* **DO THIS**:
Write out the listing from the line with "Generate a component" to the line with "bg-gradient-to-r from-[#0a1413] via-[#c9a56b]", both lines included, exactly and nothing beyond. Leave pictures out.

-- -- --

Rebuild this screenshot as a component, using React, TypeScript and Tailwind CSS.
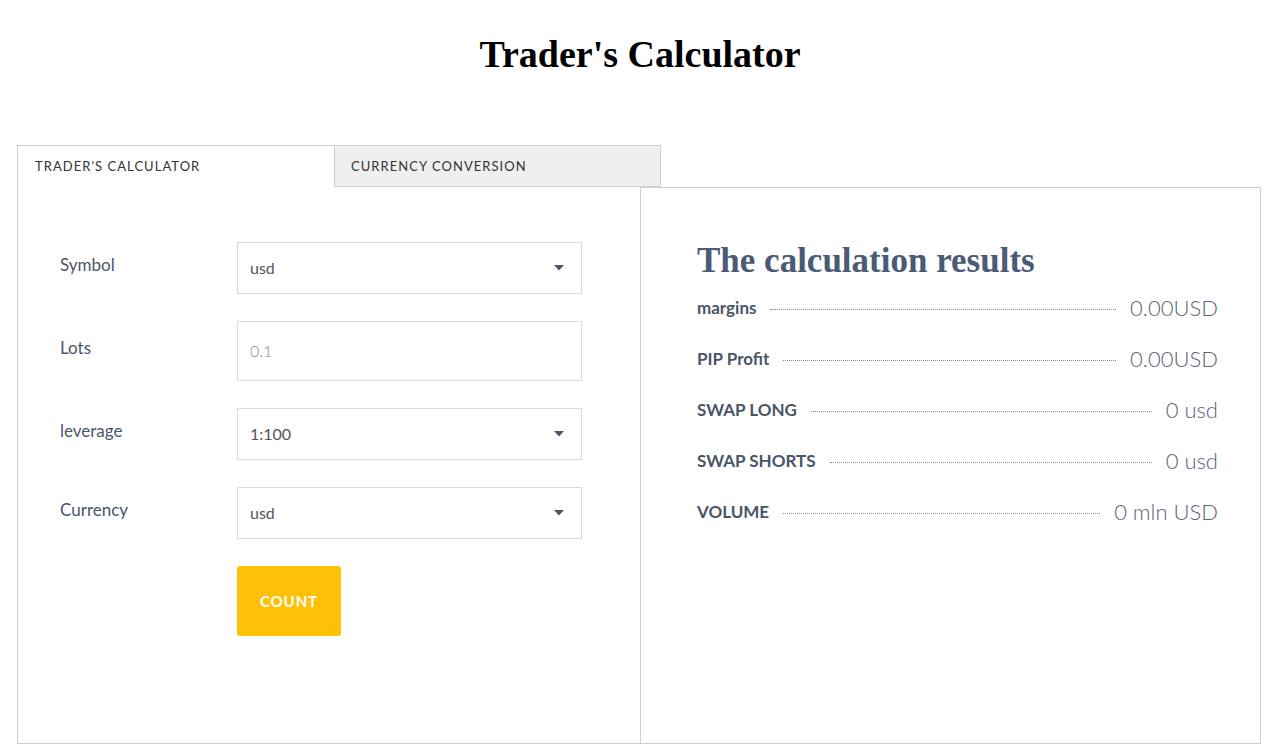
import React from "react";

const SERIF = "font-['Liberation_Serif','DejaVu_Serif',serif]";
const SANS = "font-['Lato','Noto_Sans',sans-serif]";

const FIELDS = [
  { label: "Symbol", value: "usd", kind: "select" },
  { label: "Lots", value: "0.1", kind: "input" },
  { label: "leverage", value: "1:100", kind: "select" },
  { label: "Currency", value: "usd", kind: "select" },
];

const RESULTS = [
  { label: "margins", value: "0.00USD" },
  { label: "PIP Profit", value: "0.00USD" },
  { label: "SWAP LONG", value: "0 usd" },
  { label: "SWAP SHORTS", value: "0 usd" },
  { label: "VOLUME", value: "0 mln USD" },
];

function Caret() {
  return (
    <svg width="10" height="6" viewBox="0 0 10 6" className="shrink-0">
      <path d="M0 0 L10 0 L5 5.5 Z" fill="#4a5568" />
    </svg>
  );
}

function Field({ label, value, kind }: { label: string; value: string; kind: string }) {
  return (
    <div className="flex items-center">
      <div className="w-[177px] pb-[6px] text-[17px] text-[#4a5568]">{label}</div>
      {kind === "select" ? (
        <div className="flex h-[52px] w-[345px] items-center justify-between border border-[#dadada] bg-white pl-[12px] pr-[17px]">
          <span className="text-[16px] text-[#555]">{value}</span>
          <Caret />
        </div>
      ) : (
        <div className="flex h-[60px] w-[345px] items-center border border-[#dadada] bg-white pl-[12px]">
          <span className="text-[16px] font-light text-[#8a8a8a]">{value}</span>
        </div>
      )}
    </div>
  );
}

export default function App() {
  return (
    <div className={`min-h-screen bg-white ${SANS}`}>
      <h1 className={`pl-[12px] pt-[31px] text-center text-[38px] font-bold leading-[46px] text-black ${SERIF}`}>
        Trader's Calculator
      </h1>

      <div className="mx-[17px] mt-[68px] w-[1244px]">
        {/* Tabs */}
        <div className="flex h-[42px]">
          <div className="flex w-[317px] items-center border-l border-t border-[#cfcfcf] bg-white pl-[17px] text-[13px] tracking-[0.08em] text-[#333]">
            TRADER'S CALCULATOR
          </div>
          <div className="flex w-[327px] items-center border border-[#cfcfcf] bg-[#efefef] pl-[16px] pt-[2px] text-[13px] tracking-[0.08em] text-[#333]">
            CURRENCY CONVERSION
          </div>
        </div>

        <div className="flex h-[557px]">
          {/* Form */}
          <div className="flex w-[624px] flex-col gap-[27px] border-b border-l border-r border-[#cfcfcf] pl-[42px] pt-[55px]">
            {FIELDS.map((f) => (
              <Field key={f.label} {...f} />
            ))}
            <div className="pl-[177px]">
              <button className="h-[70px] w-[104px] rounded-[3px] bg-[#ffc107] text-[15px] font-bold tracking-[0.06em] text-white">
                COUNT
              </button>
            </div>
          </div>

          {/* Results */}
          <div className="-ml-px flex-1 border-b border-r border-t border-[#cfcfcf] pl-[57px] pr-[42px] pt-[52px]">
            <h2 className={`text-[35px] font-bold leading-[42px] text-[#4b5a75] ${SERIF}`}>
              The calculation results
            </h2>
            {RESULTS.map((r) => (
              <div key={r.label} className="flex h-[51px] items-center">
                <span className="text-[17px] font-bold text-[#4a5568]">{r.label}</span>
                <span className="mx-[14px] mt-[3px] flex-1 border-b border-dotted border-[#8a8a8a]" />
                <span className="text-[22px] font-light text-[#5b6478]">{r.value}</span>
              </div>
            ))}
          </div>
        </div>
      </div>
    </div>
  );
}
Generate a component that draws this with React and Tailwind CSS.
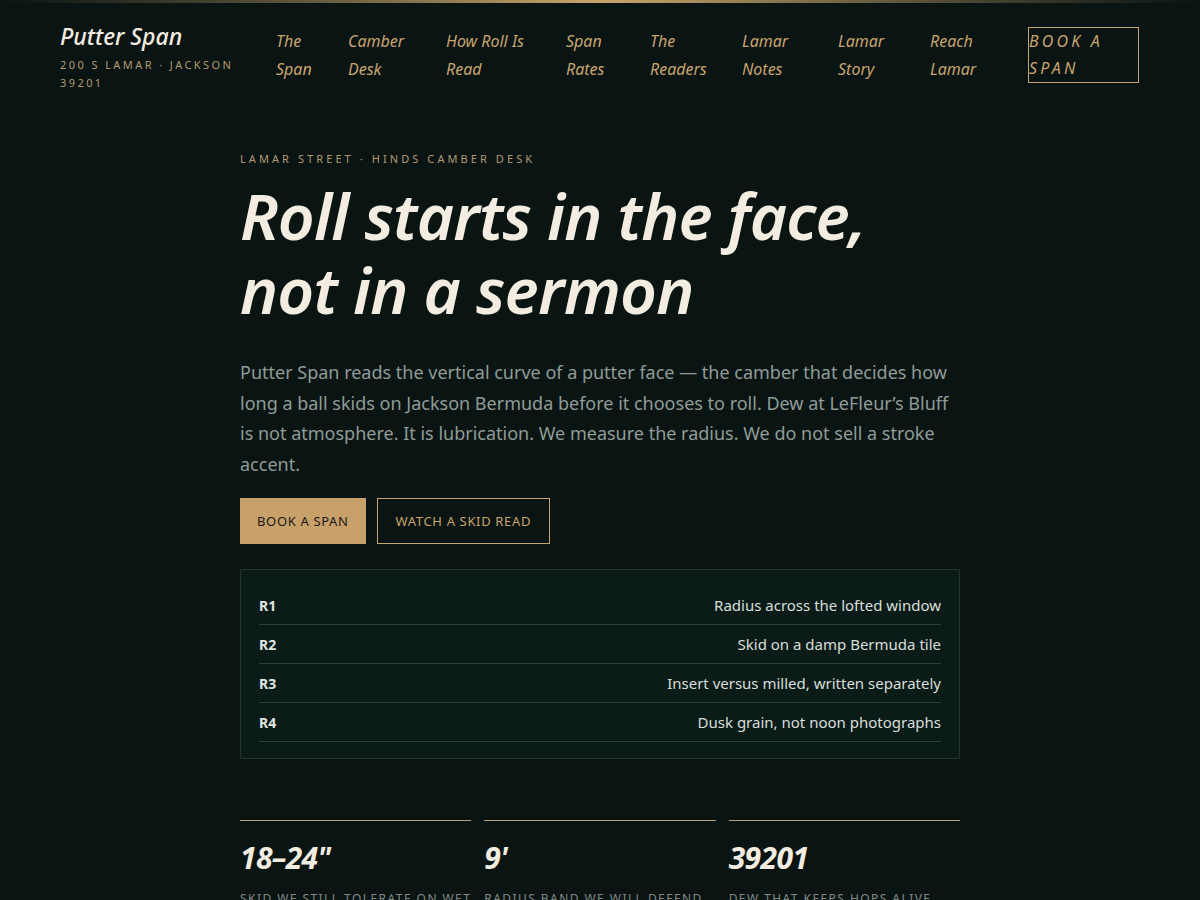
const nav = [
  ["The", "Span", "w-[72px]"],
  ["Camber", "Desk", "w-[98px]"],
  ["How Roll Is", "Read", "w-[120px]"],
  ["Span", "Rates", "w-[84px]"],
  ["The", "Readers", "w-[92px]"],
  ["Lamar", "Notes", "w-[96px]"],
  ["Lamar", "Story", "w-[92px]"],
  ["Reach", "Lamar", "w-[99px]"],
];

const rows = [
  ["R1", "Radius across the lofted window"],
  ["R2", "Skid on a damp Bermuda tile"],
  ["R3", "Insert versus milled, written separately"],
  ["R4", "Dusk grain, not noon photographs"],
];

const stats = [
  ["18–24\"", "Skid we still tolerate on wet"],
  ["9'", "Radius band we will defend"],
  ["39201", "Dew that keeps hops alive"],
];

function App() {
  return (
    <div className="min-h-screen bg-[#0a1413] font-['Noto_Sans',sans-serif] text-[#f3ece0]">
      <div className="h-[3px] bg-gradient-to-r from-[#0a1413] via-[#c9a56b] to-[#0a1413]" />

      <header className="flex items-start gap-[36px] px-[60px] pt-[17px]">
        <div className="w-[180px] shrink-0">
          <div className="text-[23px] italic font-medium leading-[32px] text-[#f3ece0]">Putter Span</div>
          <div className="mt-[4px] text-[11px] leading-[18px] tracking-[0.22em] text-[#b39b72]">
            200 S LAMAR · JACKSON 39201
          </div>
        </div>
        <nav className="flex pt-[7px]">
          {nav.map(([a, b, w]) => (
            <a key={a + b} href="#" className={`${w} shrink-0 text-[16px] italic leading-[28px] text-[#c8a46e]`}>
              {a}
              <br />
              {b}
            </a>
          ))}
          <a href="#" className="ml-[-1px] h-[56px] w-[111px] border border-[#c8a46e] text-[16px] italic leading-[27px] tracking-[0.2em] text-[#c8a46e]">
            BOOK A
            <br />
            SPAN
          </a>
        </nav>
      </header>

      <main className="mx-auto w-[720px] pt-[59px] pb-10">
        <div className="text-[11px] leading-[16px] tracking-[0.28em] text-[#b39b72]">
          LAMAR STREET · HINDS CAMBER DESK
        </div>
        <h1 className="mt-[12px] text-[64px] font-semibold italic leading-[74px] tracking-[-0.012em] text-[#f3ece0]">
          Roll starts in the face,
          <br />
          not in a sermon
        </h1>
        <p className="mt-[30px] text-[18px] leading-[30.6px] text-[#8f9c97]">
          Putter Span reads the vertical curve of a putter face — the camber that decides how long a ball skids on
          Jackson Bermuda before it chooses to roll. Dew at LeFleur’s Bluff is not atmosphere. It is lubrication. We
          measure the radius. We do not sell a stroke accent.
        </p>

        <div className="mt-[19px] flex gap-[11px]">
          <button className="h-[46px] bg-[#c8a06a] px-[17px] text-[13px] tracking-[0.05em] text-[#1a1a14]">
            BOOK A SPAN
          </button>
          <button className="h-[46px] border border-[#c8a46e] px-[18px] text-[13px] tracking-[0.05em] text-[#c8a46e]">
            WATCH A SKID READ
          </button>
        </div>

        <div className="mt-[25px] border border-[#24352f] bg-[#0b1c18] px-[18px] py-[16px]">
          {rows.map(([k, v]) => (
            <div key={k} className="flex h-[39px] items-center justify-between border-b border-[#2b3f39]">
              <span className="text-[14px] font-bold text-[#dfe6e1]">{k}</span>
              <span className="text-[15px] text-[#d9dfda]">{v}</span>
            </div>
          ))}
        </div>

        <div className="mt-[61px] grid grid-cols-3 gap-[13px]">
          {stats.map(([n, l]) => (
            <div key={n} className="border-t border-[#b9a078] pt-[18px]">
              <div className="text-[30px] font-bold italic leading-[38px] tracking-[-0.02em] text-[#f3ece0] [font-stretch:condensed]">
                {n}
              </div>
              <div className="mt-[13px] text-[12px] uppercase leading-[18px] tracking-[0.12em] text-[#7f8a86]">{l}</div>
            </div>
          ))}
        </div>
      </main>
    </div>
  );
}

export default App;
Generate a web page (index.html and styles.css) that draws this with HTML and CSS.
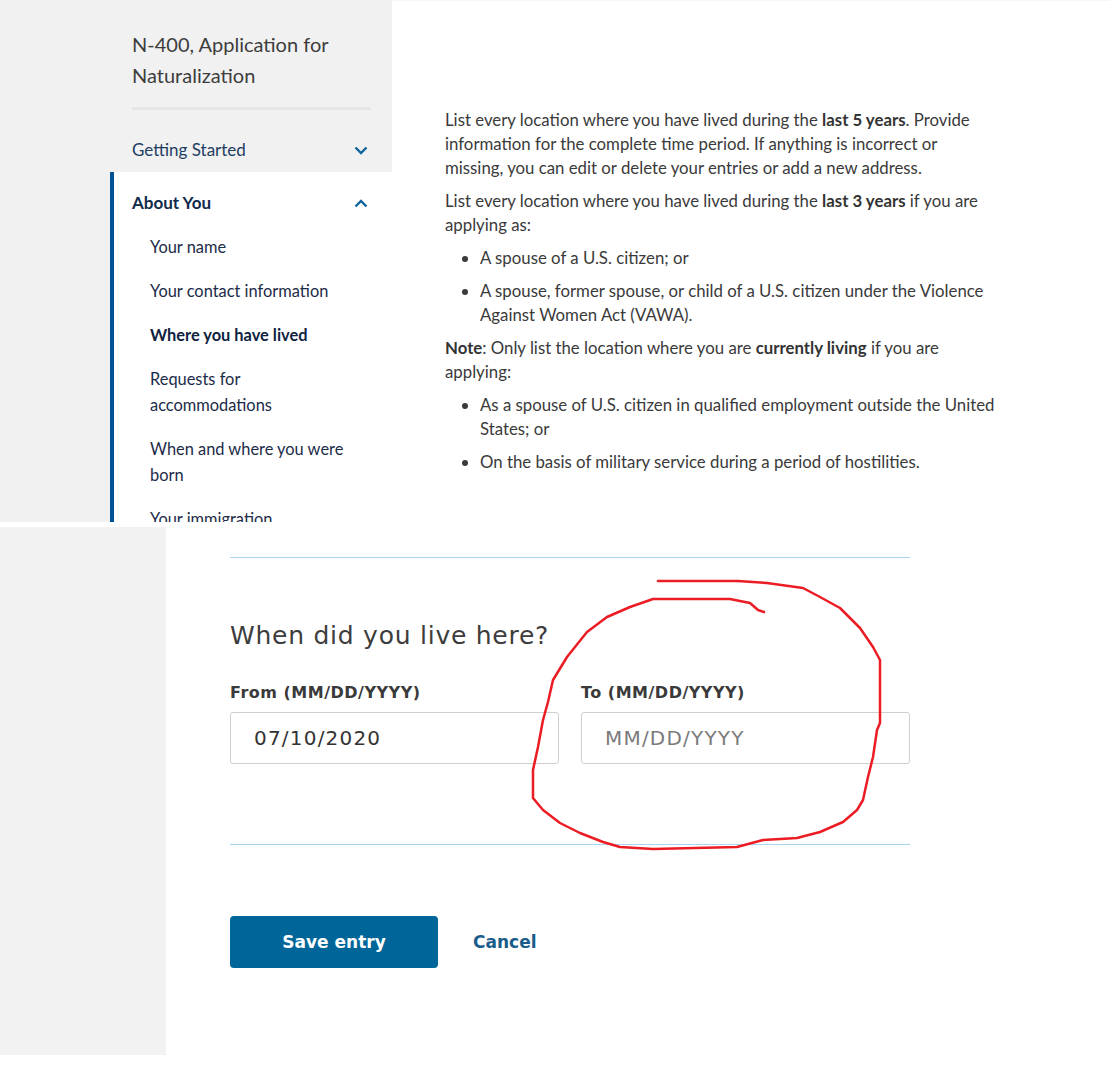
FILE: index.html
```html
<!DOCTYPE html>
<html lang="en">

<head>
    <meta charset="utf-8" />
    <meta name="viewport" content="width=device-width, initial-scale=1.0" />
    <title>N-400, Application for Naturalization</title>
    <link rel="stylesheet" href="styles.css">
</head>

<body>
    <div class="page">
        <!-- Верхняя часть: навигация и инструкция -->
        <div class="intro">
            <aside class="sidebar">
                <div class="sidebar__head">
                    <h1 class="sidebar__title">N-400, Application for Naturalization</h1>
                    <div class="sidebar__rule"></div>
                </div>

                <div class="nav-row nav-row--closed">
                    <span>Getting Started</span>
                    <svg class="chevron" width="14" height="9" viewBox="0 0 14 9">
                        <path d="M1.5 1.5 L7 7 L12.5 1.5" />
                    </svg>
                </div>

                <div class="nav-section">
                    <div class="nav-row nav-row--open">
                        <span>About You</span>
                        <svg class="chevron" width="14" height="9" viewBox="0 0 14 9">
                            <path d="M1.5 7.5 L7 2 L12.5 7.5" />
                        </svg>
                    </div>
                    <ul class="nav-sub">
                        <li>Your name</li>
                        <li>Your contact information</li>
                        <li class="is-current">Where you have lived</li>
                        <li>Requests for accommodations</li>
                        <li>When and where you were born</li>
                        <li>Your immigration information</li>
                    </ul>
                </div>
            </aside>

            <main class="intro-text">
                <div class="intro-text__body">
                    <p>List every location where you have lived during the <b>last 5 years</b>. Provide information for
                        the complete time period. If anything is incorrect or missing, you can edit or delete your
                        entries or add a new address.</p>
                    <p>List every location where you have lived during the <b>last 3 years</b> if you are applying as:
                    </p>
                    <ul>
                        <li>A spouse of a U.S. citizen; or</li>
                        <li>A spouse, former spouse, or child of a U.S. citizen under the Violence Against Women Act
                            (VAWA).</li>
                    </ul>
                    <p><b>Note</b>: Only list the location where you are <b>currently living</b> if you are applying:
                    </p>
                    <ul>
                        <li>As a spouse of U.S. citizen in qualified employment outside the United States; or</li>
                        <li>On the basis of military service during a period of hostilities.</li>
                    </ul>
                </div>
            </main>
        </div>

        <!-- Нижняя часть: форма дат -->
        <div class="entry">
            <div class="entry__side"></div>
            <form class="entry__form">
                <div class="entry__rule"></div>
                <h2 class="entry__title">When did you live here?</h2>
                <div class="date-grid">
                    <div class="date-field">
                        <label class="date-label" for="fromDate">From (MM/DD/YYYY)</label>
                        <input type="text" id="fromDate" class="date-input" value="07/10/2020">
                    </div>
                    <div class="date-field">
                        <label class="date-label" for="toDate">To (MM/DD/YYYY)</label>
                        <input type="text" id="toDate" class="date-input" placeholder="MM/DD/YYYY">
                    </div>
                </div>
                <div class="entry__rule entry__rule--bottom"></div>
                <div class="entry__actions">
                    <button type="button" class="btn-save">Save entry</button>
                    <a href="#" class="btn-cancel">Cancel</a>
                </div>
            </form>
        </div>

        <!-- Красная пометка поверх скриншота -->
        <svg class="annotation" width="1110" height="1092" viewBox="0 0 1110 1092">
            <path d="M658 581 L738 581 L767 583 L803 588 L820 597 L840 608 L860 628 L873 647 L880 660 L880 723
                     L877 730 L873 757 L868 777 L863 800 L857 810 L843 822 L820 832 L797 838 L763 840 L737 847
                     L653 849 L620 847 L603 842 L580 833 L560 823 L543 810 L533 798 L533 770 L538 747 L543 720
                     L548 702 L553 680 L567 657 L587 632 L607 617 L630 607 L653 599 L730 599 L750 603 L758 610
                     L764 612" />
        </svg>
    </div>
</body>

</html>
```

FILE: styles.css
```css
/* Общие стили */
body {
    margin: 0;
    font-family: Lato, 'Noto Sans', sans-serif;
    color: #333;
    background-color: #ffffff;
}

.page {
    position: relative;
    width: 1110px;
}

/* Верхняя часть */
.intro {
    display: flex;
    height: 522px;
    overflow: hidden;
}

.sidebar {
    width: 392px;
    flex-shrink: 0;
    display: flex;
    flex-direction: column;
    background-color: #f1f1f1;
}

.sidebar__head {
    padding: 29px 21px 0 132px;
}

.sidebar__title {
    margin: 0;
    font-size: 20px;
    font-weight: 400;
    line-height: 31px;
    color: #3d3d3d;
}

.sidebar__rule {
    height: 3px;
    margin-top: 16px;
    background-color: #e6e6e6;
}

.nav-row {
    display: flex;
    justify-content: space-between;
    align-items: center;
    font-size: 17px;
    line-height: 26px;
    color: #1f3d61;
}

.nav-row--closed {
    padding: 27px 24px 9px 132px;
}

.nav-row--open {
    font-weight: 700;
    color: #0f2a4a;
}

.chevron path {
    fill: none;
    stroke: #11639c;
    stroke-width: 2.4;
}

.nav-section {
    flex: 1;
    margin-left: 110px;
    padding: 18px 24px 0 18px;
    background-color: #ffffff;
    border-left: 4px solid #005495;
}

.nav-sub {
    list-style: none;
    margin: 0;
    padding: 0 13px 0 18px;
}

.nav-sub li {
    margin-top: 18px;
    font-size: 16.4px;
    line-height: 26px;
    color: #1c2b48;
}

.nav-sub li.is-current {
    font-weight: 700;
    color: #0f2240;
}

.intro-text {
    flex: 1;
    padding: 107px 0 0 53px;
    border-top: 1px solid #f6f6f6;
}

.intro-text__body {
    width: 553px;
    font-size: 16.8px;
    line-height: 24px;
    color: #3a3a3a;
}

.intro-text p {
    margin: 0 0 9px;
}

.intro-text ul {
    margin: 0;
    padding-left: 35px;
}

.intro-text li {
    margin-bottom: 9px;
}

.intro-text b {
    color: #333;
}

/* Нижняя часть */
.entry {
    display: flex;
    height: 528px;
    margin-top: 5px;
}

.entry__side {
    width: 166px;
    flex-shrink: 0;
    background-color: #f2f2f2;
}

.entry__form {
    width: 680px;
    padding: 30px 0 0 64px;
    font-family: 'DejaVu Sans', Verdana, sans-serif;
    color: #3a3a3a;
}

.entry__rule {
    height: 1px;
    background-color: #a8d5f2;
}

.entry__rule--bottom {
    margin-top: 80px;
}

.entry__title {
    margin: 62px 0 31px;
    font-size: 25px;
    font-weight: 400;
    line-height: 32px;
    letter-spacing: 0.75px;
    color: #3d3d3d;
}

.date-grid {
    display: grid;
    grid-template-columns: 1fr 1fr;
    gap: 22px;
}

.date-label {
    display: block;
    margin-bottom: 9px;
    font-size: 16px;
    font-weight: 700;
    line-height: 20px;
    letter-spacing: 0.5px;
    color: #3a3a3a;
}

.date-input {
    width: 100%;
    height: 52px;
    padding: 0 23px;
    box-sizing: border-box;
    font-family: 'DejaVu Sans', Verdana, sans-serif;
    font-size: 20px;
    letter-spacing: 1.2px;
    color: #333;
    border: 1px solid #cfcfcf;
    border-radius: 3px;
}

.date-input::placeholder {
    color: #7a7a7a;
}

.entry__actions {
    display: flex;
    align-items: center;
    gap: 35px;
    margin-top: 71px;
}

.btn-save {
    width: 208px;
    height: 52px;
    font-family: 'DejaVu Sans', Verdana, sans-serif;
    font-size: 17px;
    font-weight: 700;
    color: #fff;
    background-color: #006699;
    border: none;
    border-radius: 4px;
}

.btn-cancel {
    font-size: 17px;
    font-weight: 700;
    color: #1a5c8a;
    text-decoration: none;
}

/* Пометка от руки */
.annotation {
    position: absolute;
    top: 0;
    left: 0;
    pointer-events: none;
}

.annotation path {
    fill: none;
    stroke: #ec1c24;
    stroke-width: 2.5;
    stroke-linejoin: round;
    stroke-linecap: round;
}
```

-- -- --

* **WRITTEN RESPONSE**:
Generate a component that draws this with React and Tailwind CSS.
const nav = [
  ["The", "Span", "w-[72px]"],
  ["Camber", "Desk", "w-[98px]"],
  ["How Roll Is", "Read", "w-[120px]"],
  ["Span", "Rates", "w-[84px]"],
  ["The", "Readers", "w-[92px]"],
  ["Lamar", "Notes", "w-[96px]"],
  ["Lamar", "Story", "w-[92px]"],
  ["Reach", "Lamar", "w-[99px]"],
];

const rows = [
  ["R1", "Radius across the lofted window"],
  ["R2", "Skid on a damp Bermuda tile"],
  ["R3", "Insert versus milled, written separately"],
  ["R4", "Dusk grain, not noon photographs"],
];

const stats = [
  ["18–24\"", "Skid we still tolerate on wet"],
  ["9'", "Radius band we will defend"],
  ["39201", "Dew that keeps hops alive"],
];

function App() {
  return (
    <div className="min-h-screen bg-[#0a1413] font-['Noto_Sans',sans-serif] text-[#f3ece0]">
      <div className="h-[3px] bg-gradient-to-r from-[#0a1413] via-[#c9a56b] to-[#0a1413]" />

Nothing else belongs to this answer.